The American Kennel Club (AKC), the world’s largest purebred dog registry and leading advocate for dogs, recently announced that the Azawakh (pronounced Oz-a-wok) has gained full AKC recognition. This new addition to the AKC registry became eligible to compete in its group on January 1.
“We’re excited to have the Azawakh join the AKC family,” said Gina DiNardo, executive secretary of the AKC. “This wonderful breed has been around for thousands of years, and we’re happy to introduce it to dog lovers in this country. As with any breed, it’s important to do research and find the right one to fit your lifestyle.”

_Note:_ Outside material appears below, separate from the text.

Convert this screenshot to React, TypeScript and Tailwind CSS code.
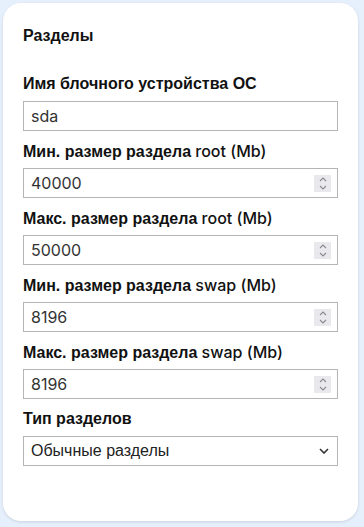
import React from "react";

const latin = "font-['Inter',sans-serif]";

const Spinner = () => (
  <div className="w-[17px] h-[17px] bg-[#e9e9ed] flex flex-col items-center justify-center gap-[3px]">
    <svg width="8" height="5" viewBox="0 0 8 5">
      <path d="M1 4 L4 1 L7 4" fill="none" stroke="#8a8a8f" strokeWidth="1.1" />
    </svg>
    <svg width="8" height="5" viewBox="0 0 8 5">
      <path d="M1 1 L4 4 L7 1" fill="none" stroke="#8a8a8f" strokeWidth="1.1" />
    </svg>
  </div>
);

const Label = ({ cyr, lat }: { cyr: string; lat?: string }) => (
  <div className="h-[22px] text-[16px] leading-[22px] font-bold text-[#111] mb-[6px]">
    {cyr}
    {lat && <span className={`${latin} font-medium`}> {lat}</span>}
  </div>
);

const NumberField = ({ label, lat, value }: { label: string; lat: string; value: string }) => (
  <div className="mb-[9px]">
    <Label cyr={label} lat={lat} />
    <div className="h-[30px] border border-[#b5b5b5] flex items-center justify-between pl-[7px] pr-[6px]">
      <span className={`${latin} text-[16px] text-[#333]`}>{value}</span>
      <Spinner />
    </div>
  </div>
);

export default function App() {
  return (
    <div className="w-[364px] h-[527px] bg-[#e6effc] p-[3px] font-['Liberation_Sans',Arial,sans-serif]">
      <div className="h-[518px] w-[355px] bg-white rounded-[18px] shadow-[0_1px_3px_rgba(0,0,0,0.12)] px-[20px] pt-[22px]">
        <div className="h-[22px] text-[16px] leading-[22px] font-bold text-[#111] mb-[26px]">Разделы</div>

        <div className="mb-[9px]">
          <Label cyr="Имя блочного устройства ОС" />
          <div className="h-[30px] border border-[#b5b5b5] flex items-center pl-[7px]">
            <span className={`${latin} text-[16px] text-[#333]`}>sda</span>
          </div>
        </div>

        <NumberField label="Мин. размер раздела" lat="root (Mb)" value="40000" />
        <NumberField label="Макс. размер раздела" lat="root (Mb)" value="50000" />
        <NumberField label="Мин. размер раздела" lat="swap (Mb)" value="8196" />
        <NumberField label="Макс. размер раздела" lat="swap (Mb)" value="8196" />

        <div>
          <Label cyr="Тип разделов" />
          <div className="h-[30px] border border-[#b5b5b5] flex items-center justify-between pl-[7px] pr-[8px]">
            <span className="text-[16px] text-[#222]">Обычные разделы</span>
            <svg width="10" height="6" viewBox="0 0 10 6">
              <path d="M1 1 L5 5 L9 1" fill="none" stroke="#333" strokeWidth="1.6" />
            </svg>
          </div>
        </div>
      </div>
    </div>
  );
}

The breed has very distinct physical characteristics. It is so lean and rangy that its bone structure and musculature can plainly be seen beneath its skin. The smooth S-shaped contours, deep chest, and aerodynamic head mark the Azawakh as a member of the sighthound family, canine sprinters that rely on keen vision and blazing speed to fix and course their prey. The breed’s ultrafine coat comes in several colors and patterns, and the overall look of this leggy hound is one of elegance and fineness. However, this is a tough, durable hunter that has been chasing gazelle across the scorching sands of the Sahara for more than a thousand years.

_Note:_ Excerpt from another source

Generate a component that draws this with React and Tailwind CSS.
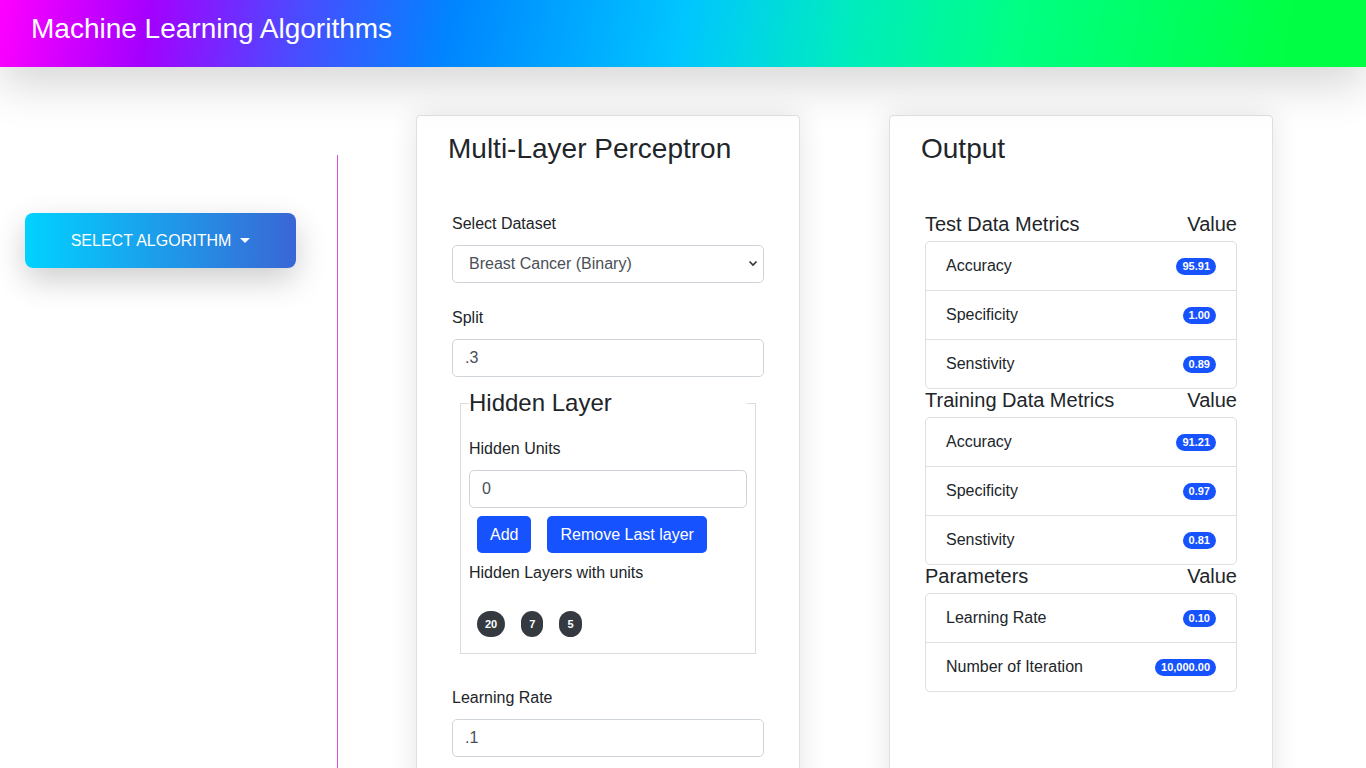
import React from 'react';

const font = { fontFamily: '"Liberation Sans", Arial, sans-serif' };

function Label({ children, className = '' }) {
  return <label className={`block text-[16px] leading-6 text-[#212529] mb-[9px] ${className}`}>{children}</label>;
}

function TextInput({ value }) {
  return (
    <input
      type="text"
      defaultValue={value}
      className="block w-full h-[38px] px-3 text-[16px] text-[#495057] bg-white border border-[#ced4da] rounded-[5px] outline-none"
    />
  );
}

function MetricList({ title, rows }) {
  return (
    <div>
      <div className="flex justify-between items-center h-[23px] text-[20px] leading-[23px] text-[#212529]">
        <span>{title}</span>
        <span>Value</span>
      </div>
      <ul className="mt-[5px] border border-[#dfdfdf] rounded-[5px]">
        {rows.map(([name, val], i) => (
          <li
            key={name}
            className={`flex justify-between items-center px-5 py-3 text-[16px] leading-6 text-[#212529] ${i > 0 ? 'border-t border-[#dfdfdf]' : ''}`}
          >
            <span>{name}</span>
            <span className="bg-[#1652fd] text-white text-[11px] font-bold leading-none px-[6px] py-[3px] rounded-full">{val}</span>
          </li>
        ))}
      </ul>
    </div>
  );
}

export default function App() {
  return (
    <div style={font} className="h-screen overflow-y-scroll bg-white">
      <header className="relative h-[67px] px-[31px] pt-[12px] bg-[linear-gradient(100deg,#ff00ff_0%,#a400ff_11%,#4a4cff_22%,#0085ff_33%,#00c6ff_50%,#00ecbe_62%,#00ff84_74%,#00ff44_94%)] shadow-[0_18px_45px_rgba(0,0,0,0.16)]">
        <h1 className="text-[28px] leading-[34px] text-white">Machine Learning Algorithms</h1>
      </header>

      <div className="flex">
        <aside className="w-[338px] shrink-0 mt-[88px] border-r border-[#e04ce0] pt-[58px] pl-[25px]">
          <button
            type="button"
            className="flex items-center justify-center w-[271px] h-[55px] rounded-[8px] bg-[linear-gradient(to_right,#00d2ff,#3a66d5)] text-white text-[16px] shadow-[0_12px_32px_rgba(0,0,0,0.2)]"
          >
            SELECT ALGORITHM
            <span className="ml-[9px] w-0 h-0 border-t-[5px] border-t-white border-x-[5px] border-x-transparent"></span>
          </button>
        </aside>

        <main className="flex items-stretch gap-[89px] pl-[78px] pt-[48px] pb-[48px]">
          <section className="w-[384px] bg-white border border-[#e0e0e0] rounded-[4px] shadow-[0_0_28px_rgba(0,0,0,0.11)]">
            <h2 className="pl-[31px] pt-[16px] text-[28px] leading-[34px] text-[#212529]">Multi-Layer Perceptron</h2>
            <form className="px-[35px] pt-[46px] pb-[50px]" onSubmit={e => e.preventDefault()}>
              <Label>Select Dataset</Label>
              <div className="relative">
                <select
                  defaultValue="bc"
                  className="block w-full h-[38px] pl-4 pr-8 text-[16px] text-[#495057] bg-white border border-[#ced4da] rounded-[5px] appearance-none outline-none"
                >
                  <option value="bc">Breast Cancer (Binary)</option>
                  <option value="iris">Iris (Multiclass)</option>
                </select>
                <svg className="absolute right-[6px] top-[15px] pointer-events-none" width="10" height="7" viewBox="0 0 10 7">
                  <path d="M1.5 1.5 L5 5 L8.5 1.5" fill="none" stroke="#333" strokeWidth="1.6" />
                </svg>
              </div>

              <Label className="mt-[23px]">Split</Label>
              <TextInput value=".3" />

              <fieldset className="mt-[8px] mx-2 px-2 pb-2 border border-[#dcdcdc]">
                <legend className="w-full text-[24px] leading-[36px] text-[#212529]">Hidden Layer</legend>
                <Label className="mt-[16px]">Hidden Units</Label>
                <TextInput value="0" />
                <div className="flex mt-2">
                  <button type="button" className="mx-2 h-[37px] px-[13px] text-[16px] text-white bg-[#1652fd] rounded-[5px]">Add</button>
                  <button type="button" className="mx-2 h-[37px] px-[13px] text-[16px] text-white bg-[#1652fd] rounded-[5px]">Remove Last layer</button>
                </div>
                <p className="mt-2 text-[16px] leading-6 text-[#212529]">Hidden Layers with units</p>
                <div className="flex mt-[26px]">
                  {['20', '7', '5'].map(u => (
                    <span key={u} className="m-2 mt-0 px-2 py-[7px] text-[11px] leading-[12px] font-bold text-white bg-[#343a40] rounded-full">{u}</span>
                  ))}
                </div>
              </fieldset>

              <Label className="mt-[32px]">Learning Rate</Label>
              <TextInput value=".1" />

              <Label className="mt-[23px]">Number of Iteration</Label>
              <TextInput value="10000" />

              <button type="button" className="mt-[23px] h-[38px] px-3 text-[16px] text-white bg-[#1652fd] rounded-[5px]">Train Model</button>
            </form>
          </section>

          <section className="w-[384px] bg-white border border-[#e0e0e0] rounded-[4px] shadow-[0_0_28px_rgba(0,0,0,0.11)]">
            <h2 className="pl-[31px] pt-[16px] text-[28px] leading-[34px] text-[#212529]">Output</h2>
            <div className="px-[35px] pt-[47px]">
              <MetricList
                title="Test Data Metrics"
                rows={[['Accuracy', '95.91'], ['Specificity', '1.00'], ['Senstivity', '0.89']]}
              />
              <MetricList
                title="Training Data Metrics"
                rows={[['Accuracy', '91.21'], ['Specificity', '0.97'], ['Senstivity', '0.81']]}
              />
              <MetricList
                title="Parameters"
                rows={[['Learning Rate', '0.10'], ['Number of Iteration', '10,000.00']]}
              />
            </div>
          </section>
        </main>
      </div>
    </div>
  );
}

The breed originated as a guardian, hunter, and companion to nomads. They would hunt hare, antelope and wild boar, and are tough, durable and very fast. Due to this history, the Azawakh joins the Hound Group.

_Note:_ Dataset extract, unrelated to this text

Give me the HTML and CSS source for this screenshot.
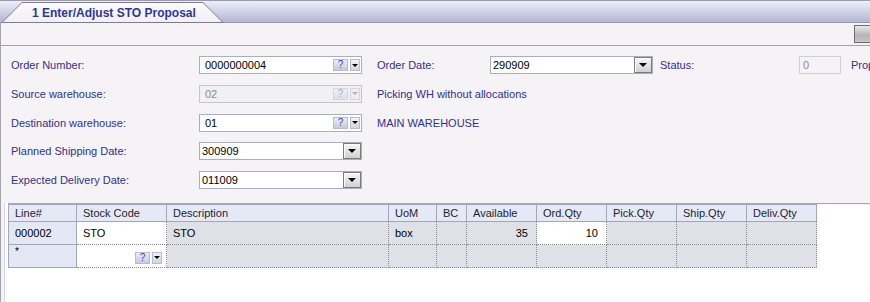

In terms of the Azawakh being a family pet, the dog is leggy and elegant-looking, with a short, fine coat that needs occasional brushing. These are relatively calm dogs indoors but have tremendous energy and endurance outside and must have regular exercise.
According to DogTime – which provides breed education to help dogs live long, happy and healthy lives – Azawakhs bond strongly with their owners and are affectionate, playful companions. They can be standoffish toward strangers and dislike being touched by people they don't know. They're also protective of their people and property. DogTime reports that fans describe these dogs as a wonderful combination of loyal and independent.
Because they're sighthounds, these dogs are attracted by motion and are likely to chase animals, people on bicycles or skateboards, or even running children. On the other hand, these lean, muscular dogs make excellent companions for joggers and runners. Indoors, they're fairly inactive and are content to snooze on the couch.
They're best suited to a home with a large fenced yard or a nearby fenced park where they can run flat out. They need at least a half hour a day of active exercise or play and, although it may seem like a slight to their dignity, you'll need to outfit your Azawakh in a sweater before heading out in cold weather. With their short hair and low body fat, they get chilled easily.
To become an AKC recognized breed, there must be a minimum number of dogs geographically distributed throughout the U.S., as well as an established breed club of responsible owners and breeders. Founded in 1884, the American Kennel Club is a not-for-profit organization which maintains the largest registry of purebred dogs in the world and oversees the sport of purebred dogs in the United States. The AKC is dedicated to upholding the integrity of its registry, promoting the sport of purebred dogs and breeding for type and function.
Along with its more than 5,000 licensed and member clubs and its affiliated organizations, the AKC advocates for the purebred dog as a family companion, advances canine health and well-being, works to protect the rights of all dog owners and promotes responsible dog ownership. More than 22,000 competitions for AKC-registered purebred dogs are held under AKC rules and regulations each year including conformation, agility, obedience, rally, tracking, herding, lure coursing, coonhound events, hunt tests, field and earthdog tests. Affiliate AKC organizations include the AKC Humane Fund, AKC Canine Health Foundation, AKC Reunite and the AKC Museum of the Dog.